Set exercise: Write the number of lines holding the word "screenshot", and nothing else.

Input records:
* begin *

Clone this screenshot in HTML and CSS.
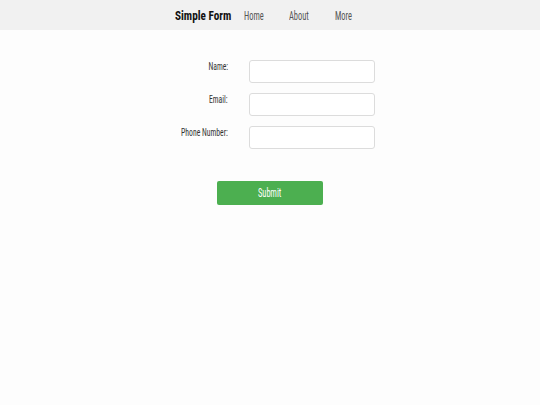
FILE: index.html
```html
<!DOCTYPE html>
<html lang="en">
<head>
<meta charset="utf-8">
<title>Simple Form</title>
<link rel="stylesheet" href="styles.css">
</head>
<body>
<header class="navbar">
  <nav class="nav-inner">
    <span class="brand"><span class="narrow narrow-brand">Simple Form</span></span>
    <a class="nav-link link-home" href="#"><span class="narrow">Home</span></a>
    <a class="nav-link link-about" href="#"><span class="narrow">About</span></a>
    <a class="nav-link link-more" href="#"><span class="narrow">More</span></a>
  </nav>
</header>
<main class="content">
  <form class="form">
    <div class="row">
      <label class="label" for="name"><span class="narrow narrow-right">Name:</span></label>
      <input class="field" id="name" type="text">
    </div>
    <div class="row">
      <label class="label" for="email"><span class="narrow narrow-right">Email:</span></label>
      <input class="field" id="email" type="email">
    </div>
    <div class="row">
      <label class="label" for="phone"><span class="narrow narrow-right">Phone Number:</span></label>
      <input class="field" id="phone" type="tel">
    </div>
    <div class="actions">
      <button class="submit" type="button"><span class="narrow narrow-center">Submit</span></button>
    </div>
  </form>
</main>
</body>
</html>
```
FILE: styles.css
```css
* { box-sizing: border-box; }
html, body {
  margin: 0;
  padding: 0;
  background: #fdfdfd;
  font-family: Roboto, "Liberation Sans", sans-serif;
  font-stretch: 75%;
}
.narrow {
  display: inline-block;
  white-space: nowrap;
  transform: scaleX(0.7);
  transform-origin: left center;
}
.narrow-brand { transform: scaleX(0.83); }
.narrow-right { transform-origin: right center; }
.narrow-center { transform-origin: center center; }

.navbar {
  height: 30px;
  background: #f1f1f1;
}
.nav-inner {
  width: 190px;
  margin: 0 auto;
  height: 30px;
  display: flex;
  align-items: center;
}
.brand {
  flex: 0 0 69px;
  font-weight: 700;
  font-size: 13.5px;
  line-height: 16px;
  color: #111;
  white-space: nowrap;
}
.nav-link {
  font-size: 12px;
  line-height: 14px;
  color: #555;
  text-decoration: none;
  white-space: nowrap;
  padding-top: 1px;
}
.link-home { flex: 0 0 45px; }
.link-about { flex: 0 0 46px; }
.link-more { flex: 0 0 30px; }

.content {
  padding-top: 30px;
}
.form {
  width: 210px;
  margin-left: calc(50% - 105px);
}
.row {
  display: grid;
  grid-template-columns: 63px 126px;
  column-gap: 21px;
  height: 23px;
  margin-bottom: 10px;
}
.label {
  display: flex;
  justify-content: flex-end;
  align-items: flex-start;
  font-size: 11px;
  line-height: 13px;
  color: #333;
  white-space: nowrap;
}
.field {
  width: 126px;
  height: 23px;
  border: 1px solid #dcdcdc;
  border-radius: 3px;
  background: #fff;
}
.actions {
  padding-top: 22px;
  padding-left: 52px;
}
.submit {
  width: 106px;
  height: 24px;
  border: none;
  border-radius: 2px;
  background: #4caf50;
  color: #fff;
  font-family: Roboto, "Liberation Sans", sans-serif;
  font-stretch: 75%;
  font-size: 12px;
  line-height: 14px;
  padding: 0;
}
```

* end *
* begin *

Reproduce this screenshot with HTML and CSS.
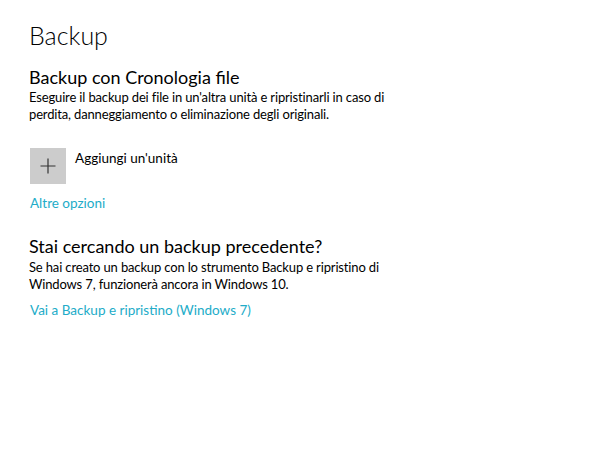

* end *

Correct response: 2